Fast and Reliable Detection and Identification of Missing RFID Tags in the Wild

Abstract

Radio-frequency identification (RFID) systems have been deployed to detect and identify missing products by affixing them with cheap passive RFID tags and monitoring them with RFID readers. Existing missing tag detection and identification protocols require the tag population to contain only those tags whose IDs are already known to the reader. However, in reality, tag populations often contain tags with unknown IDs, called unexpected tags. These unexpected tags cause unexpected false positives, i.e. , due to them, missing tags are detected as present. We take the first step toward addressing the problem of detecting and identifying missing tags from a population that contains unexpected tags. Our protocol, RUN, uses standardized frame slotted Aloha for communication between tags and readers. It executes multiple frames with different seeds to reduce the effects of unexpected false positives. At the same time, it minimizes the missing tag detection and identification time by first estimating the number of unexpected tags in the population and then using it along with the false-positive probability to obtain optimal frame sizes and minimum number of times Aloha frames should be executed to mitigate the effects of false positives. RUN works with multiple readers with overlapping regions. It is easy to deploy, because it is implemented on readers as a software module and does not require any modifications to tags or to the communication protocol between the tags and the readers.
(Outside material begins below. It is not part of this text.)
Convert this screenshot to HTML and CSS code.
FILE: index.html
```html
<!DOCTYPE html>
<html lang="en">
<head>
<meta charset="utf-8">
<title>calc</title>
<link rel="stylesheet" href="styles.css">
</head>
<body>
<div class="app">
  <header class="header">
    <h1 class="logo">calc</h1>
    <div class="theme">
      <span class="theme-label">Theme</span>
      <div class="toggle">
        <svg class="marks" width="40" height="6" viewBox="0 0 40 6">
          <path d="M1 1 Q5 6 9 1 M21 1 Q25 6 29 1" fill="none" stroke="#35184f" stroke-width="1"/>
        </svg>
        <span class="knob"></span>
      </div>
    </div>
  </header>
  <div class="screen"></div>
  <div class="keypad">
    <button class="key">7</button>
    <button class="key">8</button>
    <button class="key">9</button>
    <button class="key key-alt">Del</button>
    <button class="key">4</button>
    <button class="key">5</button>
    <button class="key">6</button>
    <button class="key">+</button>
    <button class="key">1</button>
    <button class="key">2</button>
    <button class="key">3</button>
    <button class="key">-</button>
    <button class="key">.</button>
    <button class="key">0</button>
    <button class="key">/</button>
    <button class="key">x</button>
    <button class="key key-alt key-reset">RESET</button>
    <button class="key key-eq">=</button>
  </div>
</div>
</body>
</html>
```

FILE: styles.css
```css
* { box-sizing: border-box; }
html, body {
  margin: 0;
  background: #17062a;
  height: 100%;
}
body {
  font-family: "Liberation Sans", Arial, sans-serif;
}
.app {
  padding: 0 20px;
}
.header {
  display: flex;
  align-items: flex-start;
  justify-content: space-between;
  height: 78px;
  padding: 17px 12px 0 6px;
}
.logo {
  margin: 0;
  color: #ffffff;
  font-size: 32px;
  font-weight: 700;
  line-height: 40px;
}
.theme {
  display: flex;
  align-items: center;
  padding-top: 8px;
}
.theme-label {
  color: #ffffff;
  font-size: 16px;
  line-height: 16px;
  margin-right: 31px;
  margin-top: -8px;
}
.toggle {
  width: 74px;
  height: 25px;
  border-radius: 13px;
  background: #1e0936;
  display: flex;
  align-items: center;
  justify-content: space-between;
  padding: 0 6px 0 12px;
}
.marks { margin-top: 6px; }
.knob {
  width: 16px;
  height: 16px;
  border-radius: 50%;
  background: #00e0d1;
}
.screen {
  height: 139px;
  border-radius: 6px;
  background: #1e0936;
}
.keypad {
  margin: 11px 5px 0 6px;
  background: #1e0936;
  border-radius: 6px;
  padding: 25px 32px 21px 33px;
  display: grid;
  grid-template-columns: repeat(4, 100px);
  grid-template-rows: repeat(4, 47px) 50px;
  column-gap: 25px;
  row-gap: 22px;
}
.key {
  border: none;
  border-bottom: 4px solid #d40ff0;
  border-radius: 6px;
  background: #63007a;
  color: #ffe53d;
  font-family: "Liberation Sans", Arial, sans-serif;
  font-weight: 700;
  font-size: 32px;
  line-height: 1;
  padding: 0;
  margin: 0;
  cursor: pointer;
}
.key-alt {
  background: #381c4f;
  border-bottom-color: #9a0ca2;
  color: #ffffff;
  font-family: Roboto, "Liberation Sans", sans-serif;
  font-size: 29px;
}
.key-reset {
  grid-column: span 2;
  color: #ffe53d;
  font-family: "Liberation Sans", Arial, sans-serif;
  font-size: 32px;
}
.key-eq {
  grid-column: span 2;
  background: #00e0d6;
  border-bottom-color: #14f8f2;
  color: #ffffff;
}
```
We implemented RUN along with four major missing tag detection and identification protocols, namely, TRP, IIP, MTI, and SFMTI, and the fastest tag ID collection protocol TH and compared them side by side. Our performance evaluation results show that RUN is the only protocol that achieves required reliability in the presence of unexpected tags, whereas the best existing protocol achieves a maximum reliability of only 67%. RUN identifies 100% of missing tags in the presence of unexpected tags, whereas the best existing protocol identifies a maximum of only 60% of missing tags.